Approov 3.0, in addition to updated security mechanisms for the core mobile app attestation functions, contains a new capability to protect secrets such as API keys by preventing them from needing to be hardcoded into mobile apps. Approov Runtime Secrets Protection lets customers store these important secrets in the Approov Cloud Service, which has an over-the-air live connection to all deployed mobile apps. Therefore, we can deliver those secrets just-in-time when they are needed to make an API call — and only where Approov mobile app attestation has been successful. As a result, we no longer have to store hardcoded secrets in mobile apps. This has been a long-term problem for app developers who are often criticized for storing keys in mobile apps, but there have been very few obvious alternatives to doing it — until now.
What do the next three to five years look like for Approov? Is the strategy to grow through acquisition? Be acquired? Any plans to go public?

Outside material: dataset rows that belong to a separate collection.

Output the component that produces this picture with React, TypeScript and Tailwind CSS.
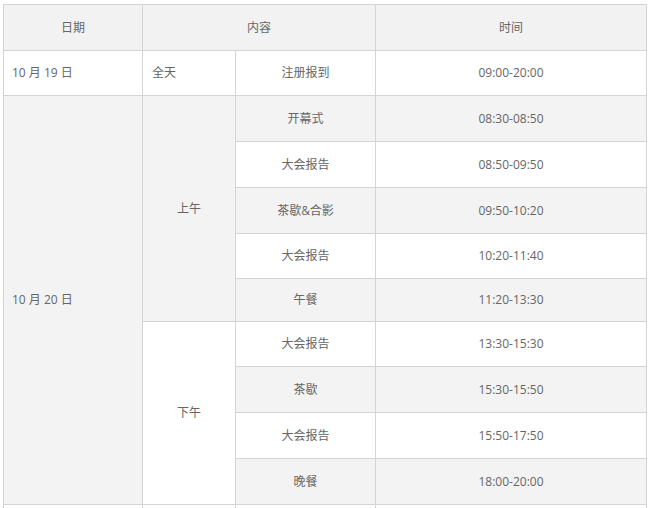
import React from 'react';

// one row of the morning / afternoon agenda
interface Slot {
  title: string;
  time: string;
  h: string;
}

const morning: Slot[] = [
  { title: '开幕式', time: '08:30-08:50', h: 'h-[46px]' },
  { title: '大会报告', time: '08:50-09:50', h: 'h-[46px]' },
  { title: '茶歇&合影', time: '09:50-10:20', h: 'h-[46px]' },
  { title: '大会报告', time: '10:20-11:40', h: 'h-[45px]' },
  { title: '午餐', time: '11:20-13:30', h: 'h-[43px]' },
];

const afternoon: Slot[] = [
  { title: '大会报告', time: '13:30-15:30', h: 'h-[45px]' },
  { title: '茶歇', time: '15:30-15:50', h: 'h-[46px]' },
  { title: '大会报告', time: '15:50-17:50', h: 'h-[46px]' },
  { title: '晚餐', time: '18:00-20:00', h: 'h-[46px]' },
];

const cell = 'border border-[#d4d4d4] p-0 align-middle';

const App: React.FC = () => {
  const rows = [...morning, ...afternoon];

  return (
    <div className="bg-white pt-[4px] pl-[3px] font-['Open_Sans','Noto_Sans_CJK_SC',sans-serif] text-[12px] text-[#666]">
      <table className="w-[643px] table-fixed border-collapse">
        <colgroup>
          <col className="w-[139px]" />
          <col className="w-[93px]" />
          <col className="w-[140px]" />
          <col className="w-[271px]" />
        </colgroup>
        <thead>
          <tr className="h-[46px] bg-[#f2f2f2]">
            <th className={`${cell} font-normal text-center`}>日期</th>
            <th className={`${cell} font-normal text-center`} colSpan={2}>
              内容
            </th>
            <th className={`${cell} font-normal text-center`}>时间</th>
          </tr>
        </thead>
        <tbody>
          <tr className="h-[45px] bg-white">
            <td className={`${cell} pl-[8px]`}>10 月 19 日</td>
            <td className={`${cell} pl-[9px]`}>全天</td>
            <td className={`${cell} text-center`}>注册报到</td>
            <td className={`${cell} text-center`}>09:00-20:00</td>
          </tr>
          {rows.map((r, i) => {
            const gray = i % 2 === 0;
            return (
              <tr key={i} className={`${r.h} ${gray ? 'bg-[#f3f3f3]' : 'bg-white'}`}>
                {i === 0 && (
                  <td className={`${cell} pl-[8px] bg-[#f3f3f3]`} rowSpan={rows.length}>
                    10 月 20 日
                  </td>
                )}
                {i === 0 && (
                  <td className={`${cell} text-center bg-[#f3f3f3]`} rowSpan={morning.length}>
                    上午
                  </td>
                )}
                {i === morning.length && (
                  <td className={`${cell} text-center bg-white`} rowSpan={afternoon.length}>
                    下午
                  </td>
                )}
                <td className={`${cell} text-center`}>{r.title}</td>
                <td className={`${cell} text-center`}>{r.time}</td>
              </tr>
            );
          })}
          {/* next day's row, only its top edge shows in the frame */}
          <tr className="h-[46px] bg-white">
            <td className={cell} />
            <td className={cell} />
            <td className={cell} />
            <td className={cell} />
          </tr>
        </tbody>
      </table>
    </div>
  );
};

export default App;
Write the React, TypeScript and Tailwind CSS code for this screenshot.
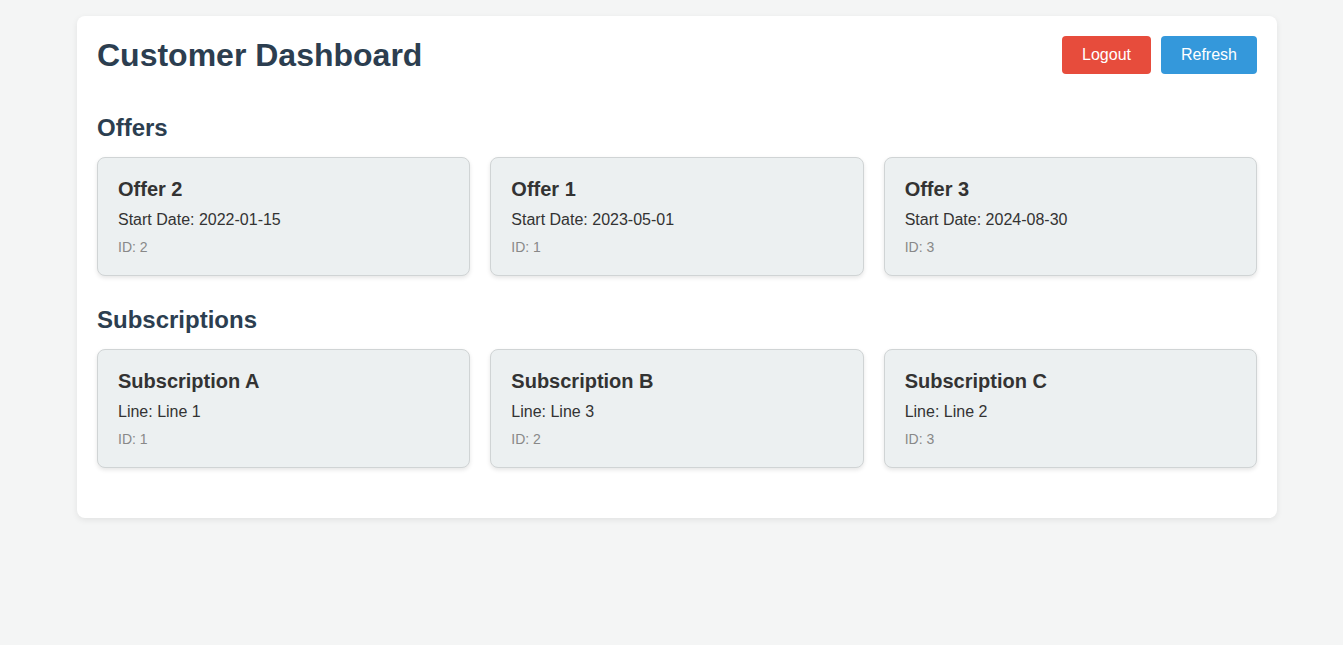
import React from "react";

const offers = [
  { name: "Offer 2", date: "2022-01-15", id: 2 },
  { name: "Offer 1", date: "2023-05-01", id: 1 },
  { name: "Offer 3", date: "2024-08-30", id: 3 },
];
const subs = [
  { name: "Subscription A", line: "Line 1", id: 1 },
  { name: "Subscription B", line: "Line 3", id: 2 },
  { name: "Subscription C", line: "Line 2", id: 3 },
];

function Card({ title, sub, id }: { title: string; sub: string; id: number }) {
  return (
    <div className="bg-[#ecf0f1] border border-[#d0d4d5] rounded-[8px] p-[20px] shadow-[0_2px_4px_rgba(0,0,0,0.1)]">
      <div className="text-[20px] font-bold text-[#333] leading-[23px] mb-[10px]">{title}</div>
      <div className="text-[16px] text-[#333] leading-[18px] mb-[10px]">{sub}</div>
      <div className="text-[14px] text-[#888] leading-[16px]">ID: {id}</div>
    </div>
  );
}

export default function App() {
  return (
    <div className="min-h-[645px] bg-[#f4f5f5] pt-[16px]" style={{ fontFamily: '"Liberation Sans", Arial, sans-serif' }}>
      <div className="w-[1200px] ml-[77px] bg-white rounded-[8px] p-[20px] shadow-[0_2px_6px_rgba(0,0,0,0.08)]">
        <div className="flex items-center justify-between h-[38px] mb-[40px]">
          <h1 className="text-[32px] font-bold text-[#2c3e50] leading-[37px]">Customer Dashboard</h1>
          <div className="flex gap-[10px]">
            <button className="h-[38px] px-[20px] rounded-[4px] bg-[#e74c3c] text-white text-[16px]">Logout</button>
            <button className="h-[38px] px-[20px] rounded-[4px] bg-[#3498db] text-white text-[16px]">Refresh</button>
          </div>
        </div>
        <section className="mb-[30px]">
          <h2 className="text-[24px] font-bold text-[#2c3e50] leading-[28px] mb-[15px]">Offers</h2>
          <div className="grid grid-cols-3 gap-[20px]">
            {offers.map((o) => (
              <Card key={o.name} title={o.name} sub={`Start Date: ${o.date}`} id={o.id} />
            ))}
          </div>
        </section>
        <section className="mb-[30px]">
          <h2 className="text-[24px] font-bold text-[#2c3e50] leading-[28px] mb-[15px]">Subscriptions</h2>
          <div className="grid grid-cols-3 gap-[20px]">
            {subs.map((s) => (
              <Card key={s.name} title={s.name} sub={`Line: ${s.line}`} id={s.id} />
            ))}
          </div>
        </section>
      </div>
    </div>
  );
}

With the ongoing acceleration of mobile-related services and the continued low adoption of security best practices, we expect to grow significantly over the next three years. Our primary markets, within which there appears to be plenty of growth opportunity, are fintech, healthcare, retail and transportation. Geographically, we have historically seen most customer activity in North America and Europe. These areas are still growing, but we are now seeing increased activity in South America and Asia. Today, we are 10 people, but plan to reach 50 employees over the next three years. That said, we are a modern, online, SaaS business, so the primary headcount additions will come in engineering and marketing. It's clear that customers want security solutions that are effective, but also easy to deploy and manage so they don't need to become experts in the underlying technology. As a result, we are growing a company that delivers robust and resilient end-to-end mobile business protection with a simple deployment mechanism and alongside excellent and responsive customer support. We have existing investors who continue to support our expansion plans and expect to bring in new investors with the next 12 months. These conversation are already under way.